■ Exercise brief: Track down every line below that holds "TypeScript" and copy it.

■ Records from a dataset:
▶
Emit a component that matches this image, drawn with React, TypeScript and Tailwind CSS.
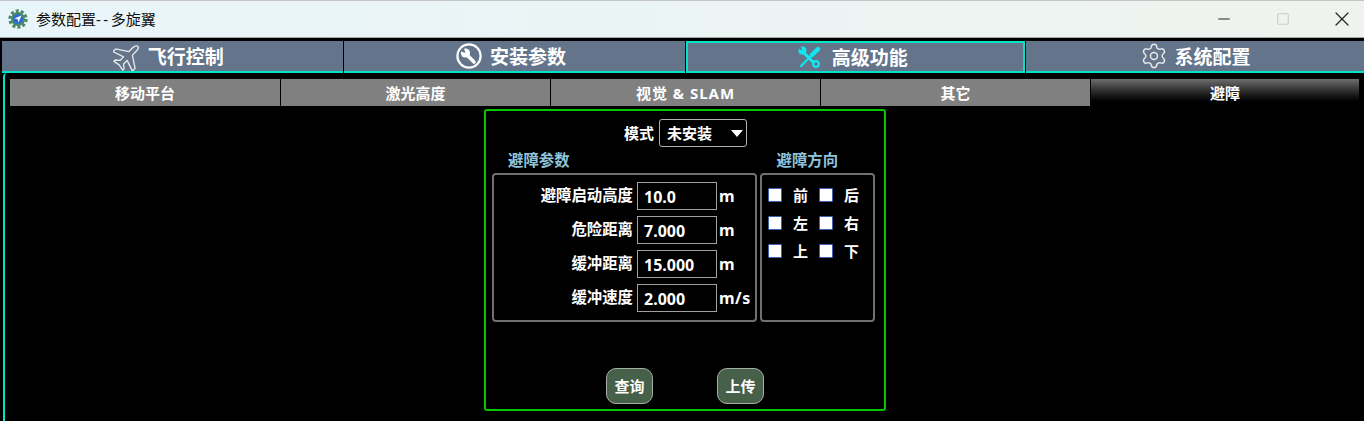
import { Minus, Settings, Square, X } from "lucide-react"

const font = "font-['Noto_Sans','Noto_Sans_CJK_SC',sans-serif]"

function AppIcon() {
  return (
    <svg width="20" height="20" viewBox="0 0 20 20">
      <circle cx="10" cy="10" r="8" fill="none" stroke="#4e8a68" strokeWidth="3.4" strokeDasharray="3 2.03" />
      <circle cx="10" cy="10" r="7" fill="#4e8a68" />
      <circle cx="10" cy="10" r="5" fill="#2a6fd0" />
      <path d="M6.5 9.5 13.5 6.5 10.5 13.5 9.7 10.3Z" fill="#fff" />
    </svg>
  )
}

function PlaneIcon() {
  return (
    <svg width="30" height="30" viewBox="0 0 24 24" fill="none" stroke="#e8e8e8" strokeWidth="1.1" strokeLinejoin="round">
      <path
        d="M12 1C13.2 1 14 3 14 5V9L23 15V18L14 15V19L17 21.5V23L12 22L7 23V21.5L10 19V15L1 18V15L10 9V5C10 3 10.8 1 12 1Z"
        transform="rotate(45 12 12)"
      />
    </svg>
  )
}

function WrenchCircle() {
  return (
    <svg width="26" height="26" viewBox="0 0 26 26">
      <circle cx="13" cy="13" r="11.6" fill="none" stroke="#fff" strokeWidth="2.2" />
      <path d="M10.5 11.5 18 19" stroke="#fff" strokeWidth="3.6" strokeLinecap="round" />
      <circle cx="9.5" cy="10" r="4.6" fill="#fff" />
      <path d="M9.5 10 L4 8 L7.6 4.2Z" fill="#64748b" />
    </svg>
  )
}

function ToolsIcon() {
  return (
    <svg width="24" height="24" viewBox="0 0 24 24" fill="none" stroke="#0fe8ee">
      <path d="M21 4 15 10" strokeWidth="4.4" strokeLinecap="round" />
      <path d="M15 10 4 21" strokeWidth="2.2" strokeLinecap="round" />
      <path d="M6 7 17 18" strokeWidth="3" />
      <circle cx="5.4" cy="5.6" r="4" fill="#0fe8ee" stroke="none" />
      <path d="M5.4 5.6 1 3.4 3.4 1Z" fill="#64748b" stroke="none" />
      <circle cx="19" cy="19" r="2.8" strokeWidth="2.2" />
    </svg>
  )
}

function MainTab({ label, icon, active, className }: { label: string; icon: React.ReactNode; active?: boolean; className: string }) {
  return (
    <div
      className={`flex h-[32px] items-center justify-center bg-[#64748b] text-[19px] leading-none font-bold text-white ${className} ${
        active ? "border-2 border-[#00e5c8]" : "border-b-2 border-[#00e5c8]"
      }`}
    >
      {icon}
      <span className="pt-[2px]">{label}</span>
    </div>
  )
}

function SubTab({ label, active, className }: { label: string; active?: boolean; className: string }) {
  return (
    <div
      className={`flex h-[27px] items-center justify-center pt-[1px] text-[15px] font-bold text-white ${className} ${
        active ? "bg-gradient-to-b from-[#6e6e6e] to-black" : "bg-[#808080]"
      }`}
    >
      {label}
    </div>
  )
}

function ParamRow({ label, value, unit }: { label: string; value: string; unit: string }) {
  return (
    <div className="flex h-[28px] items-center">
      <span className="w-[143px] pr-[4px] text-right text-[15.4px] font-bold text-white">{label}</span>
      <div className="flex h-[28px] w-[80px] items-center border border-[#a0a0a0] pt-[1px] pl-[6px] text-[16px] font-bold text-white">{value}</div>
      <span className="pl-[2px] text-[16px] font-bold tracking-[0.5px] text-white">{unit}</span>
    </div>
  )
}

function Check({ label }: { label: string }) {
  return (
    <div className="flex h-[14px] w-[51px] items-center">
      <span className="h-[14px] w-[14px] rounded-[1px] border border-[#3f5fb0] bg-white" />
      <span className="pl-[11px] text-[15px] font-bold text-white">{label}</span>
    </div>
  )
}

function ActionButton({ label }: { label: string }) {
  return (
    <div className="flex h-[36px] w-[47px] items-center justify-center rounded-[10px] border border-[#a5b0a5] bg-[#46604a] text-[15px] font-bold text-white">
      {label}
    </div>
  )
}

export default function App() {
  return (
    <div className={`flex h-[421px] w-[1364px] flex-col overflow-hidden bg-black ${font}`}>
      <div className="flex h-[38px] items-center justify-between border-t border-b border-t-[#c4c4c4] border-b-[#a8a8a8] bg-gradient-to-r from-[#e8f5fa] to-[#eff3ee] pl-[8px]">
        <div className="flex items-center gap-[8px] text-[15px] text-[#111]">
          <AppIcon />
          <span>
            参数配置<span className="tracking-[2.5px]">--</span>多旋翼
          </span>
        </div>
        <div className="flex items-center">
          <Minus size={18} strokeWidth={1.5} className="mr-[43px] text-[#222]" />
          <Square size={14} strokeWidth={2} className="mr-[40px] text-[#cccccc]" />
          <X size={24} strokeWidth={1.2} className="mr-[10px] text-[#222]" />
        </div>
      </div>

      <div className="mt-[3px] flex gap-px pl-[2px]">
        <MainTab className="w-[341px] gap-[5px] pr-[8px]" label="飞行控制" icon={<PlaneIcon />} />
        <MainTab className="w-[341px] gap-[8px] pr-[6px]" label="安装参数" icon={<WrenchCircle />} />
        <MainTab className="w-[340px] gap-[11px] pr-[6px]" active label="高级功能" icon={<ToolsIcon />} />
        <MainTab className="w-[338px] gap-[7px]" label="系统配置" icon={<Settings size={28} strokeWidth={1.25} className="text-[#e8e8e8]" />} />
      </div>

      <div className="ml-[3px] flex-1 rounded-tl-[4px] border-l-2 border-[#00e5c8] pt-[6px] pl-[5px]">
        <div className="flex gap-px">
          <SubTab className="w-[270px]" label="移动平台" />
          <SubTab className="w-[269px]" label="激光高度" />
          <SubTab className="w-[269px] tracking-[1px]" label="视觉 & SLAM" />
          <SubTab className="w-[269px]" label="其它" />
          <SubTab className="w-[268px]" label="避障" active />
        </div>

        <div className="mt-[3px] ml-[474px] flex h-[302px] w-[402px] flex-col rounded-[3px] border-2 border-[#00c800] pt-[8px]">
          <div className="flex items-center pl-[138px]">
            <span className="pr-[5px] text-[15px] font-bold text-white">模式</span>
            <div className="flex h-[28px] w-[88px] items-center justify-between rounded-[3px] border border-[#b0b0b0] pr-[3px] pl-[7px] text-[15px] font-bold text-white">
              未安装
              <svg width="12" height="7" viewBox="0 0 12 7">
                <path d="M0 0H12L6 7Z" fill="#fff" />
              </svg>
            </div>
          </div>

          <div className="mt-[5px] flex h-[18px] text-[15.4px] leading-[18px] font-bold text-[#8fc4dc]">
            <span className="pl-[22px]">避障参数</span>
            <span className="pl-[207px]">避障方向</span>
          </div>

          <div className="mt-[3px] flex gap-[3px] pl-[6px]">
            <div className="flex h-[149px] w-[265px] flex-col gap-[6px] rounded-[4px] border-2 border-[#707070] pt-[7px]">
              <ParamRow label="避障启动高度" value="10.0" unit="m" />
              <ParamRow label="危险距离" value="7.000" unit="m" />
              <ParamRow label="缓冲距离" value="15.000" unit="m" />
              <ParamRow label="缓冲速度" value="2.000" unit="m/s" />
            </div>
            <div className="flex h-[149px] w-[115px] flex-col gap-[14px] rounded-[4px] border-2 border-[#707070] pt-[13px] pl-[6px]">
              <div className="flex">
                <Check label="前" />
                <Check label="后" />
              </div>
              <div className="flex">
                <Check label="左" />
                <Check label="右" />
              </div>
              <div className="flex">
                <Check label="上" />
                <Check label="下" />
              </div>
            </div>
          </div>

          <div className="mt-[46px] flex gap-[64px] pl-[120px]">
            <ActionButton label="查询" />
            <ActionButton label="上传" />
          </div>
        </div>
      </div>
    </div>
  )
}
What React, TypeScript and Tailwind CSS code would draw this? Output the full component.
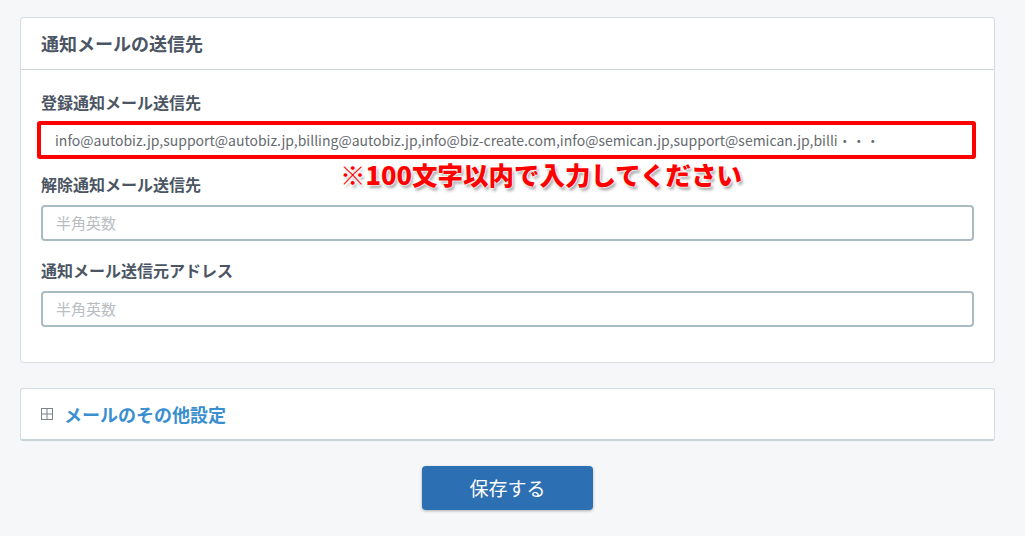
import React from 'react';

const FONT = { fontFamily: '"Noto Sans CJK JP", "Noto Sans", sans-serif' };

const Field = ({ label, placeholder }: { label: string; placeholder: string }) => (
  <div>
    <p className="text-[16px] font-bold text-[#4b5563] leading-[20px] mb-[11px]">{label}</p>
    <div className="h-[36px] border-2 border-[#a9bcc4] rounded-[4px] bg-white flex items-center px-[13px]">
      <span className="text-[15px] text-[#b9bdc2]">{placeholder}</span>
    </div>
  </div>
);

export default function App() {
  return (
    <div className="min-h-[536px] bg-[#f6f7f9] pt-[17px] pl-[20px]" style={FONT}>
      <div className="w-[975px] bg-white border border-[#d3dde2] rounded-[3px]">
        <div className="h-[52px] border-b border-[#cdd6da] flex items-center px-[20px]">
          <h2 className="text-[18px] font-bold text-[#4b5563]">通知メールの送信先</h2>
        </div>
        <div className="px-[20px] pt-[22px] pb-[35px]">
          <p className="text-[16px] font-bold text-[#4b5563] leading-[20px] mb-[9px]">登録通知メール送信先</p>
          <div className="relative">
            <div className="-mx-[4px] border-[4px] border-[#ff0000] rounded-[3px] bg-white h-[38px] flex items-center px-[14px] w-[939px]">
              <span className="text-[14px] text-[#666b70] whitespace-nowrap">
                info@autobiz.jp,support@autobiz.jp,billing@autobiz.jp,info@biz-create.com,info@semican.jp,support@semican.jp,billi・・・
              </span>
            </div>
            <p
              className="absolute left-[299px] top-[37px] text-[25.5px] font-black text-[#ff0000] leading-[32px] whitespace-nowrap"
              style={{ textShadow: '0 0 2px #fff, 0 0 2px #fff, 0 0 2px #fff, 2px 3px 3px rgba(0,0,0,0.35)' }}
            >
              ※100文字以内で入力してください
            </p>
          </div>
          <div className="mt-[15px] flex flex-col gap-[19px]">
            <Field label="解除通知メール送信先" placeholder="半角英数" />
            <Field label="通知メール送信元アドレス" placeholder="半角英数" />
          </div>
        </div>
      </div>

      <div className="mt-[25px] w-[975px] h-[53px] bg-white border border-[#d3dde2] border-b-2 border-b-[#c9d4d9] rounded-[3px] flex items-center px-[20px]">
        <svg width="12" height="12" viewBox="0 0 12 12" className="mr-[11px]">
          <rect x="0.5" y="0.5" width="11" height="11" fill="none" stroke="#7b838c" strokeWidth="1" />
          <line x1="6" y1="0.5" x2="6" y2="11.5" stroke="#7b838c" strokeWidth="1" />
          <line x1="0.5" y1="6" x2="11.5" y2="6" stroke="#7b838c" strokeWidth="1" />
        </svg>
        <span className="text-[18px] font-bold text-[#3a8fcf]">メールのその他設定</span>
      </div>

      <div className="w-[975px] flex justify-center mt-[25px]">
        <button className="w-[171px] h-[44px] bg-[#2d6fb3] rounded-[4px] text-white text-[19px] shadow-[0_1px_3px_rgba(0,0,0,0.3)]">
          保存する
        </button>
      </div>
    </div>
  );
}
◀
■ Response to this task:
Emit a component that matches this image, drawn with React, TypeScript and Tailwind CSS.
What React, TypeScript and Tailwind CSS code would draw this? Output the full component.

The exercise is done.